** begin Material shown **
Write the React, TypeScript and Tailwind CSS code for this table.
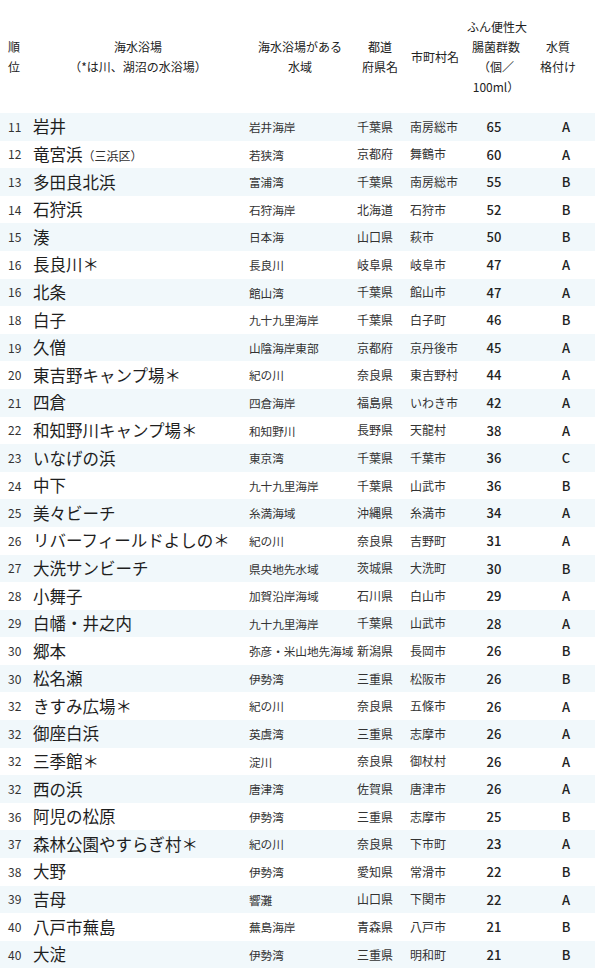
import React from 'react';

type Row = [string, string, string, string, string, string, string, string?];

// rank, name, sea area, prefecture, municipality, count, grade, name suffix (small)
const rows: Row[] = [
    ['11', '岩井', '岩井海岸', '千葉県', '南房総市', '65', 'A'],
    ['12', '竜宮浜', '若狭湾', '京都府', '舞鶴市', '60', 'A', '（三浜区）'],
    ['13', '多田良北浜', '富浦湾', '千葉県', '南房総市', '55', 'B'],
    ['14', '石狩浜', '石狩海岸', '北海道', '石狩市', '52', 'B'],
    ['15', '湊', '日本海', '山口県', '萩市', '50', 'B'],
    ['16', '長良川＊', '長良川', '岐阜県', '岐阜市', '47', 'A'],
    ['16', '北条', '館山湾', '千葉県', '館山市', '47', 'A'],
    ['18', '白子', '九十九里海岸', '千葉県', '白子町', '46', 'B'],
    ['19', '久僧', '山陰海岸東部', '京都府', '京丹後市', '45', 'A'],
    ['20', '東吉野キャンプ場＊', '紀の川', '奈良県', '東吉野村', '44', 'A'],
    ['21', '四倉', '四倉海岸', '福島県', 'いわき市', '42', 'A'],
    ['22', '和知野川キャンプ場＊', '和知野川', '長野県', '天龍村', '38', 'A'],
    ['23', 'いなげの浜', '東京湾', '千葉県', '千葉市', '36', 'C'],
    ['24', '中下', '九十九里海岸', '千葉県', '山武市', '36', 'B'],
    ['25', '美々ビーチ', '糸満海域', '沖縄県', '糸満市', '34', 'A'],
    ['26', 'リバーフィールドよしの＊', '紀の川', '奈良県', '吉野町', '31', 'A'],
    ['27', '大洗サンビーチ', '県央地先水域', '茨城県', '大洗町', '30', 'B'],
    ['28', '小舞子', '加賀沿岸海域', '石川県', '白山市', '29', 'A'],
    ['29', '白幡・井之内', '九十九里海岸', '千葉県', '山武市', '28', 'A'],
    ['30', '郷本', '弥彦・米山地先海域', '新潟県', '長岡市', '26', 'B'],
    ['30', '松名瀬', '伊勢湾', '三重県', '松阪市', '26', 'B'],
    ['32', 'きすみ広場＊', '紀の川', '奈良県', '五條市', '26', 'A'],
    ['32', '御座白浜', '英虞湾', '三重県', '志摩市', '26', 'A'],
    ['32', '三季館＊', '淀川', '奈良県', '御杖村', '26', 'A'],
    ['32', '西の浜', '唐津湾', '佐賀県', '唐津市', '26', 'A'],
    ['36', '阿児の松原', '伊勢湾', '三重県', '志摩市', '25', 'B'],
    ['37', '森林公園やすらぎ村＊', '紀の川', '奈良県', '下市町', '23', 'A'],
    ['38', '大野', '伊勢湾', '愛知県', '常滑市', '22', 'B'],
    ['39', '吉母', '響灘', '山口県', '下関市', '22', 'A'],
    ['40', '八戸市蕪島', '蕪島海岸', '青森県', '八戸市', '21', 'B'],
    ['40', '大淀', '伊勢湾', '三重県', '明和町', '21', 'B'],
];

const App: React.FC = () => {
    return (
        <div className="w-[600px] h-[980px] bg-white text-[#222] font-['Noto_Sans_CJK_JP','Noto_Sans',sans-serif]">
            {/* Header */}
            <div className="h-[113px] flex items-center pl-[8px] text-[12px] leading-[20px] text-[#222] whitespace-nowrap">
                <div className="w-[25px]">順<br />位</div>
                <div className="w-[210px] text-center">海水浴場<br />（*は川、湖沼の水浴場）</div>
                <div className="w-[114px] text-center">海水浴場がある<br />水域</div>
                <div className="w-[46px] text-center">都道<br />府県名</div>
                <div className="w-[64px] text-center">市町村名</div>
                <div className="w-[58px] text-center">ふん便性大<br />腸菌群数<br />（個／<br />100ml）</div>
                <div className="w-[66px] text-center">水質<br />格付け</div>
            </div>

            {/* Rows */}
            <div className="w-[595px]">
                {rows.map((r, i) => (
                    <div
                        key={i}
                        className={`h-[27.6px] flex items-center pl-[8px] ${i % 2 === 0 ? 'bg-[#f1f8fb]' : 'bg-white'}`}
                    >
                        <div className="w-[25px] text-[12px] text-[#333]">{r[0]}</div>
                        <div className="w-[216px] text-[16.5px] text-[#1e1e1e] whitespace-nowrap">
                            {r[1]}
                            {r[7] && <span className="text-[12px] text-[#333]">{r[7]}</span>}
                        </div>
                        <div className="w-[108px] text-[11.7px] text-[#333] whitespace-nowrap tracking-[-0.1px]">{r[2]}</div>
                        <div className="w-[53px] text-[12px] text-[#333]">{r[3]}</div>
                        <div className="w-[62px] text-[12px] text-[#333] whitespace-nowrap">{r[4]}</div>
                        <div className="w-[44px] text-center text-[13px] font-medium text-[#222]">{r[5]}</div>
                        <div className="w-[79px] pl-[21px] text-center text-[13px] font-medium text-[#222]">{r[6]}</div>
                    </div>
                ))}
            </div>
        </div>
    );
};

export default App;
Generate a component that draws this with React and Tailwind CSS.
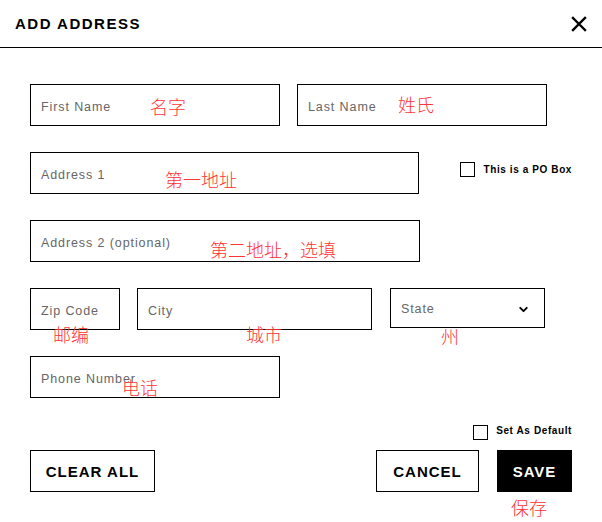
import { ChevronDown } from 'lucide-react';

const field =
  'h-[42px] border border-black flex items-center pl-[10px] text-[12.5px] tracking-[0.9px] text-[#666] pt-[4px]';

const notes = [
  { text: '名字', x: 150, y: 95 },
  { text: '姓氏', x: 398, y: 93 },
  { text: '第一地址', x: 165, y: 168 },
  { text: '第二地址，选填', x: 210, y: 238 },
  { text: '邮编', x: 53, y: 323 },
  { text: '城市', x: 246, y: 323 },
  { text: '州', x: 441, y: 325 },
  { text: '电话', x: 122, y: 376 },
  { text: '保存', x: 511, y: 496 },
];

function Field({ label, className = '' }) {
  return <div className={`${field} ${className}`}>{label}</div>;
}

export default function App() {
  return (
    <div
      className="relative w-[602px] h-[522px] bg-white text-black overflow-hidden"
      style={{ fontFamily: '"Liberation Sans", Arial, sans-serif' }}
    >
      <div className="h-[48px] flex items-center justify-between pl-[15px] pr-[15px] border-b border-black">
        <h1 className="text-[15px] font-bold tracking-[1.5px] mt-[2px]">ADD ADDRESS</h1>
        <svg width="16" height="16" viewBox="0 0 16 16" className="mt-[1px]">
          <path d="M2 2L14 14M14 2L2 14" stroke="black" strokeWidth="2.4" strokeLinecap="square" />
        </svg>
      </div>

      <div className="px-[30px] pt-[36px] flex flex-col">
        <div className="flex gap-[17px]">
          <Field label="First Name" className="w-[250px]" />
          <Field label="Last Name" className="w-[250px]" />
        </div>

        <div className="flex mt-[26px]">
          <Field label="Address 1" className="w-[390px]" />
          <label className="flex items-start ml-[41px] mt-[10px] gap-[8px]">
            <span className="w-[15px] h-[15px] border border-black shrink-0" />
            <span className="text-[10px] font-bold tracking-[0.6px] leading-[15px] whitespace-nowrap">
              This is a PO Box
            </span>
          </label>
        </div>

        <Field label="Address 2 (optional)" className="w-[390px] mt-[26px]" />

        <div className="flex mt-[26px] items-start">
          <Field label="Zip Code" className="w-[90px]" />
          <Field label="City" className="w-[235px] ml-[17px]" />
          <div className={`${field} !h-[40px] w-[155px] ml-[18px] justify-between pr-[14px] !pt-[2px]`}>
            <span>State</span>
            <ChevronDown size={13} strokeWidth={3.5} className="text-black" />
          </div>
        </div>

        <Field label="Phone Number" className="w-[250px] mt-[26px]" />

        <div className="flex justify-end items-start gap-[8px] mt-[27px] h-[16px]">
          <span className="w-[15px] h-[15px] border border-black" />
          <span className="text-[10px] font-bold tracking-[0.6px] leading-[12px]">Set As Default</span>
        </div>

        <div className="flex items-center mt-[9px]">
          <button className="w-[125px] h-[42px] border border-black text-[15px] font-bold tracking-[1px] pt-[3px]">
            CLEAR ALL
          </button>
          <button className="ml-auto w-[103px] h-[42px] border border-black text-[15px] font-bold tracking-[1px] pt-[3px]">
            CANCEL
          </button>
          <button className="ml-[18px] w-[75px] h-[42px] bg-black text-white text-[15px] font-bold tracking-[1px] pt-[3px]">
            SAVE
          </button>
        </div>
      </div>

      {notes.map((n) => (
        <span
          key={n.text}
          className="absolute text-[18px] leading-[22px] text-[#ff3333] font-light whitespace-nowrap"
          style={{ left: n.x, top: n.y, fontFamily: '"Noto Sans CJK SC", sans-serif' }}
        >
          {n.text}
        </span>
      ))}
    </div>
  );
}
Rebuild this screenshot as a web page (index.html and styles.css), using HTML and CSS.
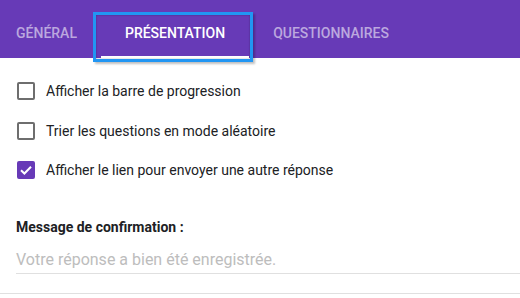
** end Material shown **
### Task directions
Pictures are excluded. Repeat exactly the lines from the one containing "Generate a component" to the one containing "tracking-[0.9px] text-[#666] pt-[4px]';", inclusive.

### Response to this task
Generate a component that draws this with React and Tailwind CSS.
import { ChevronDown } from 'lucide-react';

const field =
  'h-[42px] border border-black flex items-center pl-[10px] text-[12.5px] tracking-[0.9px] text-[#666] pt-[4px]';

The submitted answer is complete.